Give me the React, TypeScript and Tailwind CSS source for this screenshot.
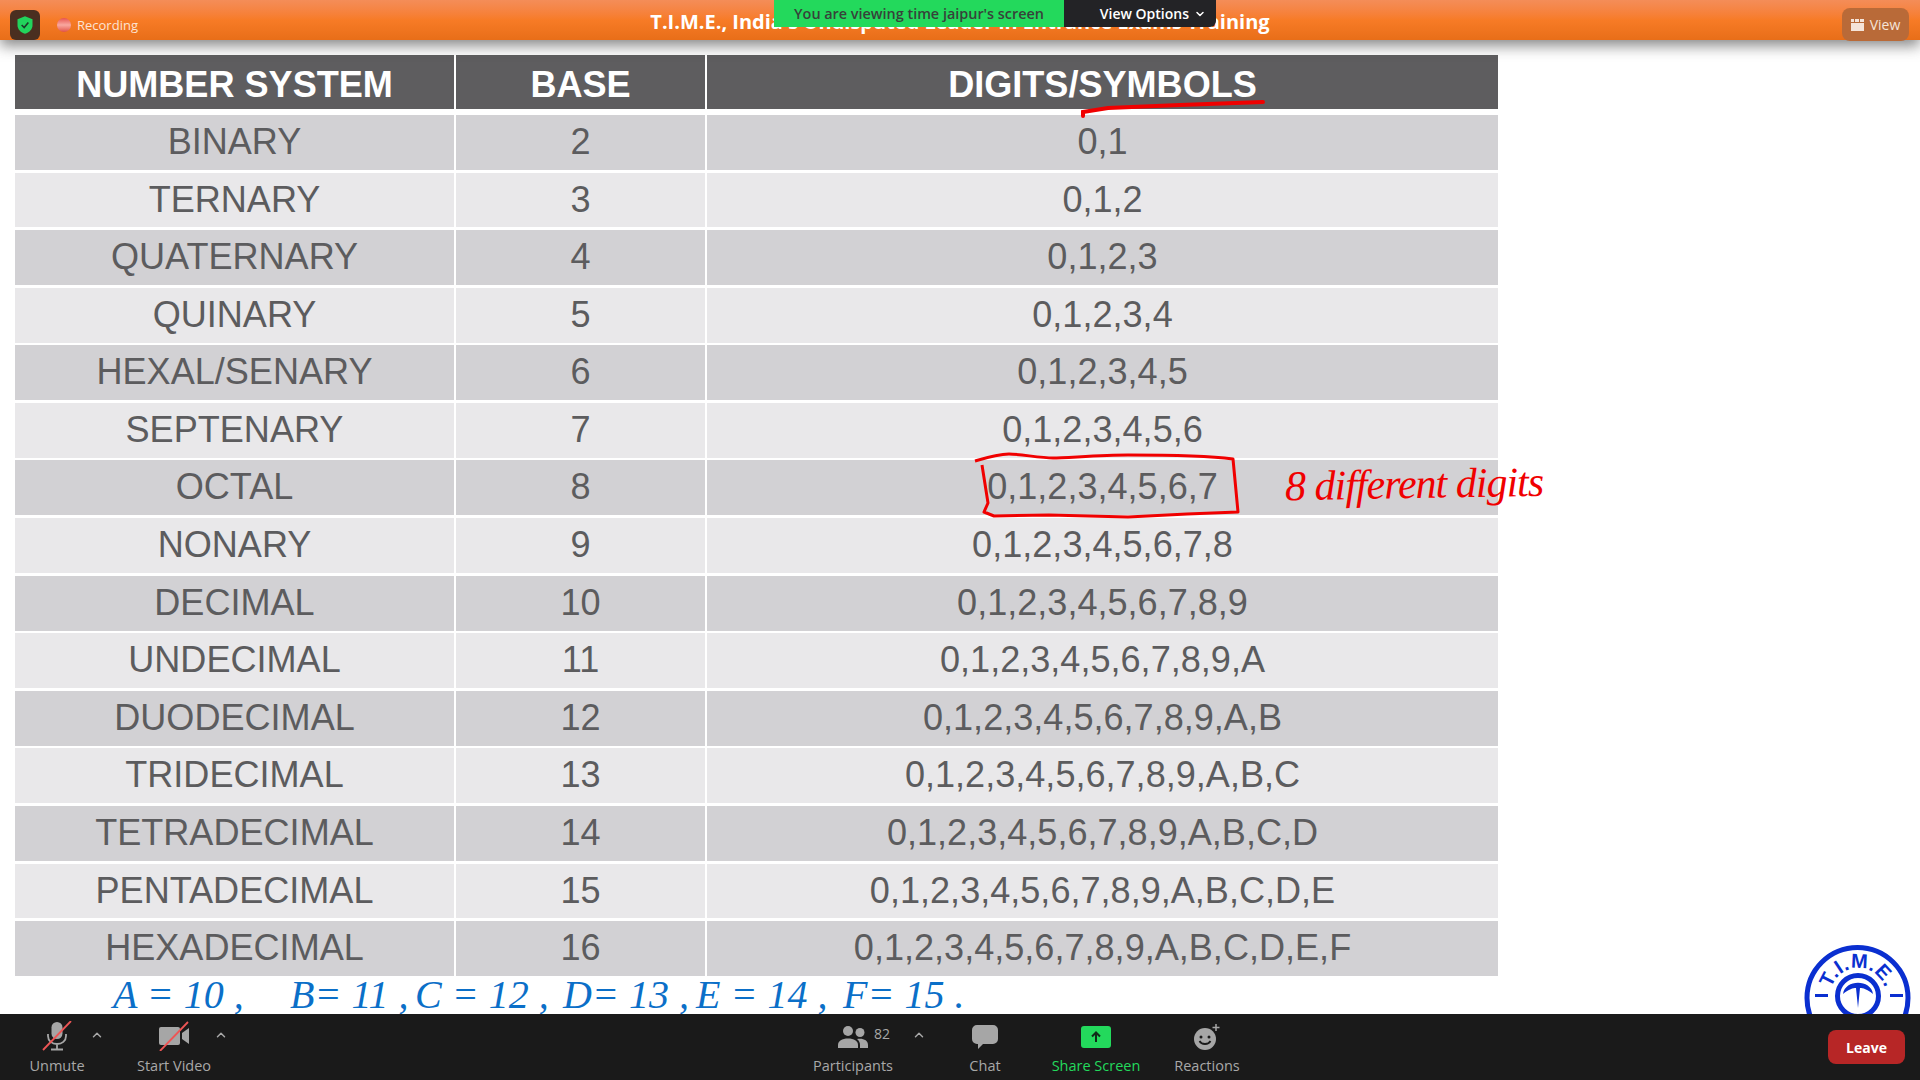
import { ChevronUp, ChevronDown } from "lucide-react"

const rows = [
  ["BINARY", "2", "0,1"],
  ["TERNARY", "3", "0,1,2"],
  ["QUATERNARY", "4", "0,1,2,3"],
  ["QUINARY", "5", "0,1,2,3,4"],
  ["HEXAL/SENARY", "6", "0,1,2,3,4,5"],
  ["SEPTENARY", "7", "0,1,2,3,4,5,6"],
  ["OCTAL", "8", "0,1,2,3,4,5,6,7"],
  ["NONARY", "9", "0,1,2,3,4,5,6,7,8"],
  ["DECIMAL", "10", "0,1,2,3,4,5,6,7,8,9"],
  ["UNDECIMAL", "11", "0,1,2,3,4,5,6,7,8,9,A"],
  ["DUODECIMAL", "12", "0,1,2,3,4,5,6,7,8,9,A,B"],
  ["TRIDECIMAL", "13", "0,1,2,3,4,5,6,7,8,9,A,B,C"],
  ["TETRADECIMAL", "14", "0,1,2,3,4,5,6,7,8,9,A,B,C,D"],
  ["PENTADECIMAL", "15", "0,1,2,3,4,5,6,7,8,9,A,B,C,D,E"],
  ["HEXADECIMAL", "16", "0,1,2,3,4,5,6,7,8,9,A,B,C,D,E,F"],
]

const blueNotes = [
  ["A = 10 ,", "left-[113px]"],
  ["B= 11 ,", "left-[290px]"],
  ["C = 12 ,", "left-[415px]"],
  ["D= 13 ,", "left-[563px]"],
  ["E = 14 ,", "left-[696px]"],
  ["F= 15 .", "left-[843px]"],
]

const TopBar = () => (
  <div className="relative z-10 flex h-[40px] shrink-0 items-start bg-gradient-to-b from-[#f48d58] via-[#f77b26] to-[#e86e18] shadow-[0_6px_14px_rgba(60,60,60,0.6)]">
    <div className="ml-[10px] mt-[10px] flex h-[30px] w-[30px] items-center justify-center rounded-md bg-[#4a2f20]">
      <svg viewBox="0 0 24 24" className="h-[20px] w-[20px]">
        <path d="M12 1.5 21 5v7c0 5.5-4 9-9 10.5C7 21 3 17.500 3 12V5z" fill="#22d45c" />
        <path d="m8 12 3 3 5-6" fill="none" stroke="#1d3a28" strokeWidth="2" />
      </svg>
    </div>
    <span className="ml-[17px] mt-[18px] h-[14px] w-[14px] shrink-0 rounded-full bg-gradient-to-b from-[#e65050] via-[#f8a8a0] to-[#e05048]" />
    <span className="ml-[6px] mt-[15px] text-[13px] leading-[20px] text-[#fde3d2]">Recording</span>
    <div className="absolute left-0 right-0 top-[7px] text-center text-[20px] font-bold leading-[30px] text-white">
      T.I.M.E., India's Undisputed Leader in Entrance Exams Training
    </div>
    <div className="absolute left-[774px] top-0 flex h-[27px]">
      <div className="flex w-[290px] items-center justify-center bg-[#23d95c] text-[14.400px] font-semibold text-[#37423a]">
        You are viewing time jaipur's screen
      </div>
      <div className="flex w-[152px] items-center justify-end gap-[5px] rounded-br-md bg-[#232326] pr-[10px] text-[14px] font-semibold text-white">
        View Options <ChevronDown size={12} strokeWidth={3} />
      </div>
    </div>
    <div className="absolute left-[1842px] top-[8px] flex h-[33px] w-[67px] items-center justify-center gap-[6px] rounded-lg bg-[#b96a38] text-[14px] text-[#f5e4d8]">
      <div className="flex w-[13px] flex-col gap-[1px]">
        <div className="grid grid-cols-3 gap-[1px]">
          <div className="h-[3px] bg-[#f5e4d8]" />
          <div className="h-[3px] bg-[#f5e4d8]" />
          <div className="h-[3px] bg-[#f5e4d8]" />
        </div>
        <div className="h-[8px] bg-[#f5e4d8]" />
      </div>
      View
    </div>
  </div>
)

const Table = () => (
  <div className="flex w-[1483px] flex-col font-['Liberation_Sans',Arial,sans-serif] text-[36.100px]">
    <div className="mb-[6px] grid h-[54px] grid-cols-[439px_249px_1fr] gap-x-[2px] font-bold leading-[49px] text-white">
      <div className="bg-[#5e5d5f] pt-[5px] text-center">NUMBER SYSTEM</div>
      <div className="bg-[#5e5d5f] pt-[5px] text-center">BASE</div>
      <div className="bg-[#5e5d5f] pt-[5px] text-center">DIGITS/SYMBOLS</div>
    </div>
    {rows.map((row, i) => (
      <div
        key={row[0]}
        className="mb-[2.700px] grid h-[54.900px] grid-cols-[439px_249px_1fr] gap-x-[2px] leading-[54.900px] text-[#5c5c5e]">
        {row.map(cell => (
          <div key={cell} className={`text-center ${i % 2 === 0 ? "bg-[#d2d1d4]" : "bg-[#e9e8ea]"}`}>
            {cell}
          </div>
        ))}
      </div>
    ))}
  </div>
)

const Ink = () => (
  <>
    <svg className="absolute left-0 top-0 z-20 h-[1014px] w-[1920px]" viewBox="0 0 1920 1014" fill="none">
      <path d="M1083 116 1083 112 1108 108 1180 105 1263 102" stroke="#f00000" strokeWidth="4" strokeLinecap="round" />
      <path
        d="M975 461C985 458 998 454 1009 454S1040 458 1053 458 1100 455 1128 455 1210 456 1233 459L1238 512 1187 514 1128 517 1049 515 994 516 984 512 988 503 982 465"
        stroke="#f00000"
        strokeWidth="3"
        strokeLinejoin="round"
      />
    </svg>
    <span className="absolute left-[1285px] top-[461px] z-20 -rotate-1 font-['Liberation_Serif',serif] text-[42px] italic leading-[46px] tracking-[-1px] text-[#f00000]">
      8 different digits
    </span>
    <div className="absolute left-0 top-[976px] z-20 h-[38px] w-[1000px] font-['Liberation_Serif',serif] text-[40px] italic leading-[38px] text-[#0b6fc8]">
      {blueNotes.map(([text, left]) => (
        <span key={text} className={`absolute top-0 whitespace-nowrap ${left}`}>
          {text}
        </span>
      ))}
    </div>
  </>
)

const Logo = () => (
  <div className="absolute left-[1804px] top-[945px] z-20 h-[69px] w-[109px] overflow-hidden bg-white">
    <svg viewBox="0 0 109 109" className="h-[109px] w-[109px]">
      <circle cx="53.500" cy="53" r="50.500" fill="none" stroke="#0a2fd0" strokeWidth="5" />
      <circle cx="54" cy="51" r="20.500" fill="none" stroke="#0a2fd0" strokeWidth="5" />
      <path d="M39 49C41 34 67 34 69 49 63 44 59 43 56 43L54 63 52 43C49 43 45 44 39 49Z" fill="#0a2fd0" />
      <rect x="11" y="49" width="13" height="3" fill="#0a2fd0" />
      <rect x="86" y="49" width="13" height="3" fill="#0a2fd0" />
      <defs>
        <path id="logoArc" d="M26 51A28 28 0 0 1 82 51" />
      </defs>
      <text fill="#0a2fd0" fontSize="20" fontWeight="700" letterSpacing="0.500" fontFamily="Liberation Sans, sans-serif">
        <textPath href="#logoArc" startOffset="50%" textAnchor="middle">
          T.I.M.E.
        </textPath>
      </text>
    </svg>
  </div>
)

const ToolItem = ({ label, width, color = "text-[#a8a8a8]", children }: { label: string; width: string; color?: string; children: React.ReactNode }) => (
  <div className={`flex flex-col items-center ${width}`}>
    <div className="relative flex h-[34px] w-full items-center justify-center">{children}</div>
    <span className={`mt-[3px] whitespace-nowrap text-[14.500px] leading-[19px] ${color}`}>{label}</span>
  </div>
)

const Caret = () => <ChevronUp size={14} strokeWidth={2.500} className="text-[#a8a8a8]" />

const Toolbar = () => (
  <div className="relative z-30 flex h-[66px] shrink-0 items-start bg-[#1a1a1a] pt-[5px]">
    <ToolItem label="Unmute" width="w-[114px]">
      <svg viewBox="0 0 30 30" className="h-[30px] w-[30px]">
        <rect x="9.500" y="1" width="11" height="17" rx="5.500" fill="#a6a6a6" />
        <path d="M6 13v2c0 5 4 8 9 8s9-3 9-8v-2M15 23v5M9 28.500h12" fill="none" stroke="#a6a6a6" strokeWidth="1.800" />
        <path d="M1 29 29 0" stroke="#ee5555" strokeWidth="1.800" />
      </svg>
      <span className="absolute left-[90px] top-[9px]">
        <Caret />
      </span>
    </ToolItem>
    <ToolItem label="Start Video" width="w-[120px]">
      <svg viewBox="0 0 32 30" className="h-[30px] w-[32px]">
        <path d="M1 8a2 2 0 0 1 2-2h17a2 2 0 0 1 2 2v14a2 2 0 0 1-2 2H3a2 2 0 0 1-2-2z" fill="#a6a6a6" />
        <path d="m24 12 7-5v16l-7-5z" fill="#a6a6a6" />
        <path d="M2 30 30 1" stroke="#ee5555" strokeWidth="1.800" />
      </svg>
      <span className="absolute left-[100px] top-[9px]">
        <Caret />
      </span>
    </ToolItem>
    <div className="ml-[553px] flex">
      <ToolItem label="Participants" width="w-[132px]">
        <svg viewBox="0 0 30 22" className="mt-[2px] h-[22px] w-[30px]">
          <circle cx="10" cy="5" r="5" fill="#a6a6a6" />
          <circle cx="22" cy="6.500" r="4.500" fill="#a6a6a6" />
          <path d="M0 22v-3c0-4 4-6.500 10-6.500S20 15 20 19v3z" fill="#a6a6a6" />
          <path d="M22 22v-3c0-2.500-1-4.500-3-6 6-1 11 1 11 6v3z" fill="#a6a6a6" />
        </svg>
        <span className="absolute left-[87px] top-[4px] text-[14px] text-[#a8a8a8]">82</span>
        <span className="absolute left-[125px] top-[9px]">
          <Caret />
        </span>
      </ToolItem>
      <div className="ml-[10.500px]">
        <ToolItem label="Chat" width="w-[111px]">
          <svg viewBox="0 0 26 24" className="mt-[2px] h-[24px] w-[26px]">
            <path d="M5 0h16a5 5 0 0 1 5 5v9a5 5 0 0 1-5 5H11l-5 5v-5H5a5 5 0 0 1-5-5V5a5 5 0 0 1 5-5z" fill="#a6a6a6" />
          </svg>
        </ToolItem>
      </div>
      <ToolItem label="Share Screen" width="w-[111px]" color="text-[#23d95c]">
        <div className="mt-[2px] flex h-[22px] w-[30px] items-center justify-center rounded-[3px] bg-[#23d95c]">
          <svg viewBox="0 0 12 12" className="h-[12px] w-[12px]">
            <path d="M6 11V2M2 5.500 6 1.500l4 4" fill="none" stroke="#102a18" strokeWidth="2" />
          </svg>
        </div>
      </ToolItem>
      <ToolItem label="Reactions" width="w-[111px]">
        <svg viewBox="0 0 28 26" className="mt-[1px] h-[26px] w-[28px]">
          <circle cx="12" cy="15" r="11" fill="#a6a6a6" />
          <circle cx="8" cy="13" r="1.500" fill="#1a1a1a" />
          <circle cx="16" cy="13" r="1.500" fill="#1a1a1a" />
          <path d="M6.500 17c2 4 9 4 11 0" fill="none" stroke="#1a1a1a" strokeWidth="1.800" />
          <path d="M23 0v7M19.500 3.500h7" stroke="#a6a6a6" strokeWidth="1.500" />
        </svg>
      </ToolItem>
    </div>
    <div className="absolute left-[1828px] top-[16px] flex h-[34px] w-[77px] items-center justify-center rounded-lg bg-[#b72626] text-[14px] font-bold text-white">
      Leave
    </div>
  </div>
)

export default function App() {
  return (
    <div className="relative flex h-[1080px] w-[1920px] flex-col overflow-hidden bg-white font-['Open_Sans',sans-serif]">
      <TopBar />
      <div className="flex-1 pl-[15px] pt-[15px]">
        <Table />
      </div>
      <Ink />
      <Logo />
      <Toolbar />
    </div>
  )
}
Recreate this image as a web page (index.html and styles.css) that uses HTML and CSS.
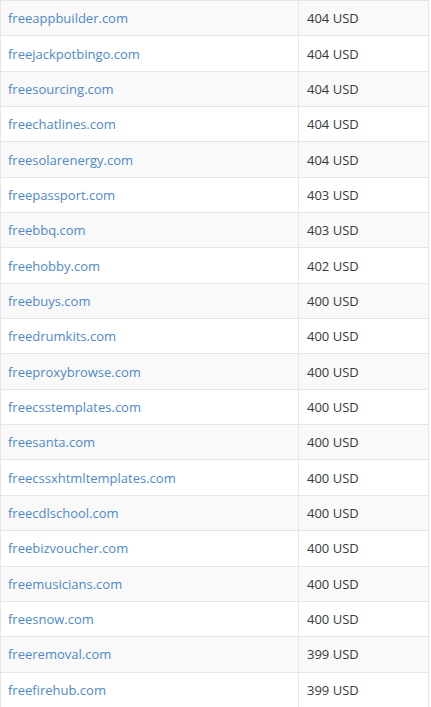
FILE: index.html
```html
<!DOCTYPE html>
<html>
<head>
<meta charset="utf-8">
<link rel="stylesheet" href="styles.css">
</head>
<body>
<table class="domains">
<tbody>
<tr><td class="name"><a href="#">freeappbuilder.com</a></td><td class="price">404 USD</td></tr>
<tr><td class="name"><a href="#">freejackpotbingo.com</a></td><td class="price">404 USD</td></tr>
<tr><td class="name"><a href="#">freesourcing.com</a></td><td class="price">404 USD</td></tr>
<tr><td class="name"><a href="#">freechatlines.com</a></td><td class="price">404 USD</td></tr>
<tr><td class="name"><a href="#">freesolarenergy.com</a></td><td class="price">404 USD</td></tr>
<tr><td class="name"><a href="#">freepassport.com</a></td><td class="price">403 USD</td></tr>
<tr><td class="name"><a href="#">freebbq.com</a></td><td class="price">403 USD</td></tr>
<tr><td class="name"><a href="#">freehobby.com</a></td><td class="price">402 USD</td></tr>
<tr><td class="name"><a href="#">freebuys.com</a></td><td class="price">400 USD</td></tr>
<tr><td class="name"><a href="#">freedrumkits.com</a></td><td class="price">400 USD</td></tr>
<tr><td class="name"><a href="#">freeproxybrowse.com</a></td><td class="price">400 USD</td></tr>
<tr><td class="name"><a href="#">freecsstemplates.com</a></td><td class="price">400 USD</td></tr>
<tr><td class="name"><a href="#">freesanta.com</a></td><td class="price">400 USD</td></tr>
<tr><td class="name"><a href="#">freecssxhtmltemplates.com</a></td><td class="price">400 USD</td></tr>
<tr><td class="name"><a href="#">freecdlschool.com</a></td><td class="price">400 USD</td></tr>
<tr><td class="name"><a href="#">freebizvoucher.com</a></td><td class="price">400 USD</td></tr>
<tr><td class="name"><a href="#">freemusicians.com</a></td><td class="price">400 USD</td></tr>
<tr><td class="name"><a href="#">freesnow.com</a></td><td class="price">400 USD</td></tr>
<tr><td class="name"><a href="#">freeremoval.com</a></td><td class="price">399 USD</td></tr>
<tr><td class="name"><a href="#">freefirehub.com</a></td><td class="price">399 USD</td></tr>
</tbody>
</table>
</body>
</html>
```
FILE: styles.css
```css
html, body {
  margin: 0;
  padding: 0;
  background: #ffffff;
}
body {
  font-family: "Open Sans", "Liberation Sans", sans-serif;
  font-size: 13px;
  color: #333333;
}
.domains {
  width: 429px;
  border-collapse: collapse;
  table-layout: fixed;
}
.domains tr {
  height: 35.35px;
}
.domains tr:nth-child(odd) {
  background: #f9f9f9;
}
.domains td {
  border: 1px solid #e6e6e6;
  padding: 0 8px;
  vertical-align: middle;
  white-space: nowrap;
  line-height: 18px;
}
.domains td.name {
  width: 283px;
  padding: 0 7px;
}
.domains td.price {
  color: #3a3a3a;
}
.domains a {
  color: #5089c6;
  text-decoration: none;
}
```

» **What to produce**:
Copy out each line of the listing that holds "styles".

» **Task response**:
Recreate this image as a web page (index.html and styles.css) that uses HTML and CSS.
<link rel="stylesheet" href="styles.css">
FILE: styles.css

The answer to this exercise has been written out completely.